Which LA neighborhood is best for introverts?
Silver Lake, Pasadena, and Eagle Rock. The reservoir loop in Silver Lake and the Arroyo Seco trail in Pasadena are both quiet, low-stimulus, and naturally conducive to the kind of slow conversation introverts actually enjoy. Avoid Runyon and Venice Boardwalk for first dates if crowds drain you. We wrote a full guide for introverts trying outdoor dating with more detail on pacing and recovery.
Is Malibu worth it for a first date in LA?
Almost never. The drive is too long for a first meeting, the commitment feels premature, and there's no natural escape hatch if things go badly. Save Malibu for a third date or later, when you've both already decided you actually want to spend half a day together. For a first date, pick something within 20 minutes of where you both live.
What if my match and I live on opposite sides of LA?

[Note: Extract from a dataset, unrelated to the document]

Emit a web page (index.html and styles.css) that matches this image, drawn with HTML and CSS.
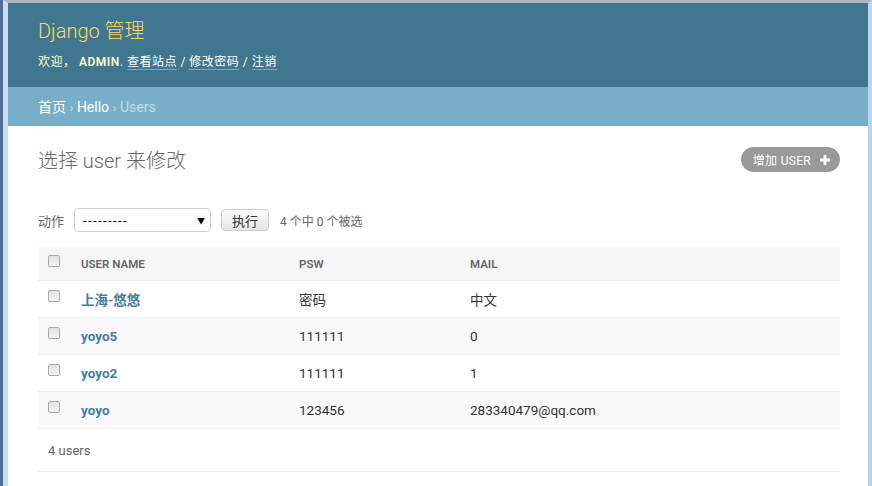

DTLA is the geographic and emotional compromise — close to equidistant for most of the LA basin, walkable, has enough going on to fill three hours, and neither person feels like they lost the drive negotiation. Second option: meet at Griffith Park, which is roughly in the middle for anyone living between Santa Monica and Pasadena. If you're truly at opposite ends (Long Beach to Pasadena, for example), consider whether the relationship is realistic in the first place — LA geography is ruthless.
How far in advance should I plan an outdoor date in LA?
Less than you think. The biggest mistake in LA dating is over-planning: the elaborate sunset Malibu date for a first meeting almost always flops because the stakes are too high. Same-day or next-day casual plans ('want to grab coffee and walk the reservoir Sunday morning?') convert better than week-in-advance reservations. Weather is the only real reason to plan further out, and even then, having a flexible indoor-backup neighborhood in mind is the move.